Il s’agit d’un courrier dans lequel il lui demande de revoir sa clause de langue française dite « Molière », celle qui oblige les travailleurs sur les chantiers BTP (commandés par la collectivité) à parler le Français ou à se le faire traduire par un professionnel. 

En faisant voter la clause Molière lors de la dernière assemblée plénière, Laurent Wauquiez avait dans l’idée de créer, pour l’obtention d’un marché public de la Région, des conditions telles que les entreprises candidates ne pourraient en aucun cas être celles ayant recours aux travailleurs étrangers -dits détachés.

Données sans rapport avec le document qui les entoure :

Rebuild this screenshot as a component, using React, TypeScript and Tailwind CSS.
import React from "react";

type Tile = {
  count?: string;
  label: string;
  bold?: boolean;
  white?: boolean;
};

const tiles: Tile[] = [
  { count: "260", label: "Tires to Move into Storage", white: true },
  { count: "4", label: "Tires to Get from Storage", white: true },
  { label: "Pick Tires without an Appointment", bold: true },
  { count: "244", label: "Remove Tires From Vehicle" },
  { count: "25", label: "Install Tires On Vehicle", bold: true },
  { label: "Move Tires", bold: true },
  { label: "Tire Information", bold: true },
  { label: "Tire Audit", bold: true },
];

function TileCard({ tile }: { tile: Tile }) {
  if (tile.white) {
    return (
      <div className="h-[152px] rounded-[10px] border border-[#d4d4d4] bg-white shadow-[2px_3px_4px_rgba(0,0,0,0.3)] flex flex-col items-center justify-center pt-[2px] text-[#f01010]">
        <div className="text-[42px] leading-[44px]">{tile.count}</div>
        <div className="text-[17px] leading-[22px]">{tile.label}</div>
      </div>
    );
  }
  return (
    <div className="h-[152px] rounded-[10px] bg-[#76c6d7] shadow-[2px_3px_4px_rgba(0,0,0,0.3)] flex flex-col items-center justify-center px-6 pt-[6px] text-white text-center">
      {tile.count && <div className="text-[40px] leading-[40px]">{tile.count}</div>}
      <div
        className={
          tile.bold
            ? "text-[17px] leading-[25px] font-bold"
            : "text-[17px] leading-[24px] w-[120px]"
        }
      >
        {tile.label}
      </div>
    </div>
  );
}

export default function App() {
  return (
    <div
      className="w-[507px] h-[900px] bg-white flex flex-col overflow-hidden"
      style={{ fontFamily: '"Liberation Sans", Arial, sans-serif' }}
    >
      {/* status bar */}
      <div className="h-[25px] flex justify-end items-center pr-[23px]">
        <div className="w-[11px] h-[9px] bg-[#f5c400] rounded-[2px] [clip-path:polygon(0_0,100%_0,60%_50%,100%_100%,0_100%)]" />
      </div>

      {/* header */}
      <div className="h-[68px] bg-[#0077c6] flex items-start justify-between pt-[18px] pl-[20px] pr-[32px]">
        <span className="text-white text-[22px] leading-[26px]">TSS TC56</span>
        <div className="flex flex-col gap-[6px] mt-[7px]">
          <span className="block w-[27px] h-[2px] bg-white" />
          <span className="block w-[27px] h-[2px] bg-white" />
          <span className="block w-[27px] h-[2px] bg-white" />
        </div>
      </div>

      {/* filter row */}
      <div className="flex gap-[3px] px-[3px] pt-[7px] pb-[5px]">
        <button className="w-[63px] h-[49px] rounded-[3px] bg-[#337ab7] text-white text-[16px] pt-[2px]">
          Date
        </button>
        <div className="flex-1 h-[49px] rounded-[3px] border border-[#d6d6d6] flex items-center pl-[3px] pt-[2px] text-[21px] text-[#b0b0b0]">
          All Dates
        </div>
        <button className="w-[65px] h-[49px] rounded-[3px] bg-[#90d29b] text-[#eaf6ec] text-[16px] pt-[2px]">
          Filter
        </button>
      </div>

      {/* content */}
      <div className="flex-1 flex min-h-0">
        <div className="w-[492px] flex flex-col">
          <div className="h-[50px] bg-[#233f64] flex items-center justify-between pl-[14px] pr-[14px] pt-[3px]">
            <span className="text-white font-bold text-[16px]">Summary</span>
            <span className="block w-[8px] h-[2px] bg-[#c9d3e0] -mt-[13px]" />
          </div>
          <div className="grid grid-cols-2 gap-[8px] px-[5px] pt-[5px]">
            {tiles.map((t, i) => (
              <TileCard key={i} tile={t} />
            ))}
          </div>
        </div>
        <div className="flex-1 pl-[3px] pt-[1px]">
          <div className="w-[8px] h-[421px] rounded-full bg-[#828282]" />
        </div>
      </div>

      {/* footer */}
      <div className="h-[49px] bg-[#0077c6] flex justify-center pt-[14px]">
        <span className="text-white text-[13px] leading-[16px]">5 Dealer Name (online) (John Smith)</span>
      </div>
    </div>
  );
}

Or, le travail détaché, s’il est décrié par les politiques de tout bord, n’est pas illégal et il n’est donc pas possible d’interdire l’accès à un marché public à une société qui le pratique.

 

Saisi par Jean-François Debat, président du groupe d’opposition « socialiste et apparentés », le préfet Michel Delpuech a passé au scanner la délibération sur le travail détaché, votée en assemblée plénière et qui contient donc la clause Molière. Il a en effet la charge du contrôle de légalité des actes pris par les collectivités.

Dans un courrier que Rue89Lyon a pu consulter, Michel Delpuech descend la délibération, et la clause Molière en particulier. Il juge :

« Cette clause, susceptible de créer une discrimination fondée sur la nationalité des entreprises candidates, est contraire aux principes constitutionnels de liberté d’accès à la commande publique et d’égalité de traitement des candidats. »

L’argument de la « sécurité » des ouvriers (qui seraient donc mieux protégés sur les chantiers en parlant la langue »), n’est nullement valable selon le préfet.

Pas de super-pouvoir pour Laurent Wauquiez

De la même façon, Laurent Wauquiez avait érigé la collectivité en super-policier prêt à débouler sur les chantiers BTP pour vérifier leur bon fonctionnement et à sanctionner sans faire de détail, en cas de situation jugée non conforme. Ce qui relèverait dans tous les cas de l’action de l’inspection du travail.

Le préfet écrit :

« Ces sanctions administratives sont prononcées par l’autorité administrative compétente parmi lesquelles ne figurent pas la Région. [Elle] ne saurait instaurer un régime de sanctions qu’elle ne tient d’aucun texte. »

Le président de Région a désormais deux mois pour retirer sa délibération, ou pour apporter au préfet « tous les éléments de nature à lever ces difficultés ». Mais le cabinet de Laurent Wauquiez a déjà fait savoir, à l’AFP notamment, que la délibération pas plus que la clause Molière ne seront retirées.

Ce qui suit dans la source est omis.